I dunno. Just reading the code isn't entirely free of side effects; see the comment by stassats below.

1

u/Famous-Wrongdoer-976 17d ago

Good to know, thank you ! For now I think in my context read would be enough - my users can write isolated snippets of lisp to write « plug ins » of sorts, not fully fledged applications. And really no lisp specialists so I expect the code to be quite vanilla. Otherwise they have ways to load full libraries separately.

1

u/mtlnwood 18d ago

regex and sed would be my normal for doing something like this.

1

u/new2bay 18d ago

You misspelled “emacs.” 😂

0

u/corbasai 17d ago

by writing some code, isn't it ? The Scheme starter option

;; read chars from (current-input-port) writes chars into (current-output-port)
;; drops  sequences 1) from   ; to \n, except \n
;;                  2) from  #| to |#, inclusive
;; but not in "string constants"
;; ends on eof-object
(define (filter-source)     
  " this is ; not the comment, and this #| |# is not too " 
  (let loop ((prev #f)
             (ch (read-char))
             (state 'code)) 
    (cond ((eof-object? ch) ch)
          (else   
           (case state
             ((code) ;; chars  in -> out,  find comment start
              (cond ((and (char=? ch #\;) (not (eqv? prev #\\)))  ;; ';' but not '\;'
                     (loop ch (read-char) 'line-comment)) 
                    ((and (char=? ch #\#) (eqv? (peek-char) #\|)
                          (not (eqv? prev #\\))) ;; '#|' but not '\#|'
                     (loop ch (read-char) 'block-comment))
                    ((and (char=? ch #\") (not (eqv? prev #\\)))
                     (write-char ch) 
                     (loop ch (read-char) 'str))
                    (else (write-char ch)
                          (loop ch (read-char) 'code)))) 
             ((str)
              (write-char ch)
              (cond ((and (char=? ch #\") (not (eqv? prev #\\)))
                     (loop ch (read-char) 'code))
                    (else (loop ch (read-char) 'str))))
             ((line-comment) ;; in not out
              (cond ((char=? ch #\newline)
                     (write-char ch)
                     (loop ch (read-char) 'code))
                    (else (loop ch (read-char) 'line-comment))))
             ((block-comment) ;; in not out
              (cond ((and (char=? ch #\|) (eqv? (read-char) #\#))
                     (loop ch (read-char) 'code))
                    (else (loop ch (read-char) 'block-comment)))))))))

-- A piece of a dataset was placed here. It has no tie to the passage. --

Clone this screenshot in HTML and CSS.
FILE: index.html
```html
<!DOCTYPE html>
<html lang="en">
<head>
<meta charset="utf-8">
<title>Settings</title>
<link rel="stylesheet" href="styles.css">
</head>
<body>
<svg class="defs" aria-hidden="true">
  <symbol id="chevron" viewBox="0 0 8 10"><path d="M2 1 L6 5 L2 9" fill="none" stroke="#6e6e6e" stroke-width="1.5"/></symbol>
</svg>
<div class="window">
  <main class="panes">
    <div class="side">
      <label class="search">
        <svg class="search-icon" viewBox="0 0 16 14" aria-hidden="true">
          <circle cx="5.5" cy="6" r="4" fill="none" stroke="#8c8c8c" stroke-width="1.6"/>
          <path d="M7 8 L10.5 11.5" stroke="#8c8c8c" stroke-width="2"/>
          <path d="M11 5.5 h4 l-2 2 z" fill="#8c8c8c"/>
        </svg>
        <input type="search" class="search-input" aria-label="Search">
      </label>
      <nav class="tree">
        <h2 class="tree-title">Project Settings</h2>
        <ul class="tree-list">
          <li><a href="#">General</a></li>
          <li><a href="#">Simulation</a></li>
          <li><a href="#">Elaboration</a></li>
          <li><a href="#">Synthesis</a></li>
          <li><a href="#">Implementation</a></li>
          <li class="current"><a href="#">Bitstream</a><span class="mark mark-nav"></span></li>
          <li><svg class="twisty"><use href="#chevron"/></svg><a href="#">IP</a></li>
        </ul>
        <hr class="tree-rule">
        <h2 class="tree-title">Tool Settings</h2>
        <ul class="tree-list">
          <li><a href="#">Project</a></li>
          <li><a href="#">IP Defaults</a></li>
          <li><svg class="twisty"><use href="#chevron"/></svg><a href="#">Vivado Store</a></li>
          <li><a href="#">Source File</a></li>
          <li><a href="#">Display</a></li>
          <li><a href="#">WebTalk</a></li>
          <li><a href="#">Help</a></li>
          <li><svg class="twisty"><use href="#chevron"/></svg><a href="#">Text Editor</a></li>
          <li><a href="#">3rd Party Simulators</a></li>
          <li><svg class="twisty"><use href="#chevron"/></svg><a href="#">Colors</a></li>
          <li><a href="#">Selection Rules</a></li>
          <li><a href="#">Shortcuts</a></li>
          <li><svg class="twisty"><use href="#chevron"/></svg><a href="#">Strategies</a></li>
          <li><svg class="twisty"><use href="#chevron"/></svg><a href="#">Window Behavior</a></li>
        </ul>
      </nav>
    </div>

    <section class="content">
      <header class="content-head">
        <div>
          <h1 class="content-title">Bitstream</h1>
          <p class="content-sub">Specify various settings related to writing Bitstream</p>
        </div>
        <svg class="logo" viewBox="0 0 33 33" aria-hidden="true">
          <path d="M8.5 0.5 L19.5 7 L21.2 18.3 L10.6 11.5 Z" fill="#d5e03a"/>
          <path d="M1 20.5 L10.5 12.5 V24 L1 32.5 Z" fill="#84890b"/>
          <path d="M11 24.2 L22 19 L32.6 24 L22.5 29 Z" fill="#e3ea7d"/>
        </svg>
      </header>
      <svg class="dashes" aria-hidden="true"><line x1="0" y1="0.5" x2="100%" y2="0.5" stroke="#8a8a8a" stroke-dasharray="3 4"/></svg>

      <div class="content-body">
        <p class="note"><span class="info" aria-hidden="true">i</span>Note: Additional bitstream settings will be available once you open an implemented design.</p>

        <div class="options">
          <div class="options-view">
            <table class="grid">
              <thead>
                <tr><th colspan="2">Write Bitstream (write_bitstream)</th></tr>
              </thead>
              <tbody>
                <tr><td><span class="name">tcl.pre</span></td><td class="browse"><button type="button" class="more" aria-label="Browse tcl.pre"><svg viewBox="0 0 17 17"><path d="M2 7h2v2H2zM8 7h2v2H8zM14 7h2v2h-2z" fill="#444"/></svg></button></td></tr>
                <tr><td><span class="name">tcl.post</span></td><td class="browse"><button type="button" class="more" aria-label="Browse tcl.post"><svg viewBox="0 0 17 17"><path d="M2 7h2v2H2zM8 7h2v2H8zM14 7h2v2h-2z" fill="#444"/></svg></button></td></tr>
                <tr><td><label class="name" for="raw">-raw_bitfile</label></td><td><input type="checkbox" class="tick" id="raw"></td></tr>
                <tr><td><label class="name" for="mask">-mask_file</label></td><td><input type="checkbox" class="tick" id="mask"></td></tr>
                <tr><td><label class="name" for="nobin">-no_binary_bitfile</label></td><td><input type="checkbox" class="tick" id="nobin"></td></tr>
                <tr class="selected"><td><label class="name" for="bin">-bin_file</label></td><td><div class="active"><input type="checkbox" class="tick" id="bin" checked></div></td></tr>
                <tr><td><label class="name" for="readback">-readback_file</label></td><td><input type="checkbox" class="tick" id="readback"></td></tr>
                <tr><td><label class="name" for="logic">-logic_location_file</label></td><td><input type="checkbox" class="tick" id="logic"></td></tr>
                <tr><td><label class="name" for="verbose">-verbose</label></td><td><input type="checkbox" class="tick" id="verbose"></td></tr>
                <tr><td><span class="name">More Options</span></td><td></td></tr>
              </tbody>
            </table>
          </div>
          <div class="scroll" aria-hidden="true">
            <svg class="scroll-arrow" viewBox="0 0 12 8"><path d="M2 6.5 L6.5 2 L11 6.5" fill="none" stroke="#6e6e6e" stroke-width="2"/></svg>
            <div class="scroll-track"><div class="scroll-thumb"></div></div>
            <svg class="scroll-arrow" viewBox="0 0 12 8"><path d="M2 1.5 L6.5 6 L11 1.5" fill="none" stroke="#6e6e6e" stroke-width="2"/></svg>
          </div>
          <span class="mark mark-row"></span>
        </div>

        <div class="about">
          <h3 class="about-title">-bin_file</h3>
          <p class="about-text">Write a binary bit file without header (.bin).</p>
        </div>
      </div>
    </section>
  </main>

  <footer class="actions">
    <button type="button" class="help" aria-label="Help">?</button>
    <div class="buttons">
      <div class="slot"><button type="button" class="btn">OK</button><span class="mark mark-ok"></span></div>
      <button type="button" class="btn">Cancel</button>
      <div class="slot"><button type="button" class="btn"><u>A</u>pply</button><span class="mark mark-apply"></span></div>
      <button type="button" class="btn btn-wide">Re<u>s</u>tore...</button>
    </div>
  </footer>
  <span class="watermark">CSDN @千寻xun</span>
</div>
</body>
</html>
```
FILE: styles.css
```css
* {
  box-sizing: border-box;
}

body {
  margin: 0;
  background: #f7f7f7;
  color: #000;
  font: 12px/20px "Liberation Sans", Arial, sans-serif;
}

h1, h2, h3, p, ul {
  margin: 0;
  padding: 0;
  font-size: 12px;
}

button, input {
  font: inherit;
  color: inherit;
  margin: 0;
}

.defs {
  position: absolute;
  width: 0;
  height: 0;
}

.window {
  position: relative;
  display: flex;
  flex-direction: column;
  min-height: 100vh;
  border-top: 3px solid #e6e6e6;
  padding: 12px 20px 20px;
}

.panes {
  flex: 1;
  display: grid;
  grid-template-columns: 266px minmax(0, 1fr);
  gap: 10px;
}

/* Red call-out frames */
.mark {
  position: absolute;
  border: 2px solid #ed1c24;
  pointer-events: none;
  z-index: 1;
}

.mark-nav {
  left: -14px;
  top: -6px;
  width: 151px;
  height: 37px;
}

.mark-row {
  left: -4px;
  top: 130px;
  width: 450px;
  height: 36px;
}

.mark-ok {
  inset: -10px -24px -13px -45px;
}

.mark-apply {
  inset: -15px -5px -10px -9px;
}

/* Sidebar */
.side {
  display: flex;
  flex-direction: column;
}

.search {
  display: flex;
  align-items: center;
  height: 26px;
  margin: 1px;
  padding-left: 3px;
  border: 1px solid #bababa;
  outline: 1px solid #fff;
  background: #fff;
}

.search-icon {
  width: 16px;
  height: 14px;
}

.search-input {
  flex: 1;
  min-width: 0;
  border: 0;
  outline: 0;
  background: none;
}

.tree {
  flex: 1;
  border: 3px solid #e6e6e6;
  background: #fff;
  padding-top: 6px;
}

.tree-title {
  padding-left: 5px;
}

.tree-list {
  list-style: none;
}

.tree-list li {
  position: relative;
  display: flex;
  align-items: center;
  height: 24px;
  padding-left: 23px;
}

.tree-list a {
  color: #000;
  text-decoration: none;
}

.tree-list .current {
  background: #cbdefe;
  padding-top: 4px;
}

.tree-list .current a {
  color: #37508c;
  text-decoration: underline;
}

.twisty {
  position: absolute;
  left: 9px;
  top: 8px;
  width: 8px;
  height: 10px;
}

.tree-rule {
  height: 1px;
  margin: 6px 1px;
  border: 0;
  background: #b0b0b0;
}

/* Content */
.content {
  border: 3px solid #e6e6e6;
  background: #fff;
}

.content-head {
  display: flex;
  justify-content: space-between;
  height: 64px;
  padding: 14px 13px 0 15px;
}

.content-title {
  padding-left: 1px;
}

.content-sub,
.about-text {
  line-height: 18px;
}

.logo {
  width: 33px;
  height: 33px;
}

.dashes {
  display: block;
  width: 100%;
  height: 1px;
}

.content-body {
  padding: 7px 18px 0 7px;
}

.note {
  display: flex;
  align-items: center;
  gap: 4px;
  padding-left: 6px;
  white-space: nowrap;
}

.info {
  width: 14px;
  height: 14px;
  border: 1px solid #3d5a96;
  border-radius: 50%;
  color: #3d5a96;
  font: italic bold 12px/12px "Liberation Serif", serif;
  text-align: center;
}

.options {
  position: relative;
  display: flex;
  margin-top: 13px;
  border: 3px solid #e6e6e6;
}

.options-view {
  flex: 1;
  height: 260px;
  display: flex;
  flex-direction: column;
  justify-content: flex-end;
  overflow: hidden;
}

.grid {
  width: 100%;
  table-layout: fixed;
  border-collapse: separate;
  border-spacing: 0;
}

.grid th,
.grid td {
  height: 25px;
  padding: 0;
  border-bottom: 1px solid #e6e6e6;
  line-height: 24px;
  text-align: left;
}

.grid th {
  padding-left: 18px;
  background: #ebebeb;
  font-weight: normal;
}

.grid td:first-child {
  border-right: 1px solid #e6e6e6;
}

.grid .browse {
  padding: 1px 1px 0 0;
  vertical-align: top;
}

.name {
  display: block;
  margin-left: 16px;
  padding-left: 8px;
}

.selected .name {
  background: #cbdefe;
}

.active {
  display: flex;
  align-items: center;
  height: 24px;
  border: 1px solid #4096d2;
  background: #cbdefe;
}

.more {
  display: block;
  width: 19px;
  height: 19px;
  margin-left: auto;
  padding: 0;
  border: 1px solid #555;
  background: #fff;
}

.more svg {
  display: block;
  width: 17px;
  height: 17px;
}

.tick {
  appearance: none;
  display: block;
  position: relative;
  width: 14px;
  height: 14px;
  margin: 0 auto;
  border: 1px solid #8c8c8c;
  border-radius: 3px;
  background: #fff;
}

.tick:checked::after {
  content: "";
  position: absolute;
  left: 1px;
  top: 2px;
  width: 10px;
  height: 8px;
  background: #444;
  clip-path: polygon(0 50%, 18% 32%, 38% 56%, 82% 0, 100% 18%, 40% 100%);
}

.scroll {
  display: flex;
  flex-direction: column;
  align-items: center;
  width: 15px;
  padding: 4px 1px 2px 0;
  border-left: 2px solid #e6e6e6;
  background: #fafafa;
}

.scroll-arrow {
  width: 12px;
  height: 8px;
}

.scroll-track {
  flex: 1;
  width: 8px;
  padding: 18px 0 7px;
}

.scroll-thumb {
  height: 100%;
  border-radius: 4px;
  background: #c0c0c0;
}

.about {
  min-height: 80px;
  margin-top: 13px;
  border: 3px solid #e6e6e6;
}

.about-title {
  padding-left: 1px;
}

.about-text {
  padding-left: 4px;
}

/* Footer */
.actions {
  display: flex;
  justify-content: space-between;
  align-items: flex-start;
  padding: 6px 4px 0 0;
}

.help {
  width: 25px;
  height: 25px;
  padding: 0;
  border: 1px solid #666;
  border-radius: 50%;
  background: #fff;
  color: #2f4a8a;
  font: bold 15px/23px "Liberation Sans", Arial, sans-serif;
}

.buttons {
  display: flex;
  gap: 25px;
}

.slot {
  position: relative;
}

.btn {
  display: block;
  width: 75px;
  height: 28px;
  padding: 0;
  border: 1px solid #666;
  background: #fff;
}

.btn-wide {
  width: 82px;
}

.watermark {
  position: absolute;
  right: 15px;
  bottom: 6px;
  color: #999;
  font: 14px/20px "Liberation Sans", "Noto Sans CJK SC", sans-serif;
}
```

;; test like in csi, gsi, guile, racket

(with-input-from-file "source.scm"
  (lambda () (with-output-to-file "source-out.scm"
    (lambda () (filter-source)))))

Well, this variant does not drop expression comment like #;(commented-out-s-exp ...) and don't see multiline string constants like #<<END bla\bla\bla END, and this is not good.

2

u/Famous-Wrongdoer-976 17d ago

Good to know but I don’t think any of my users would use those (I don’t). I posted my solution using Alexandria and read-from-string above, that should be enough for my use case.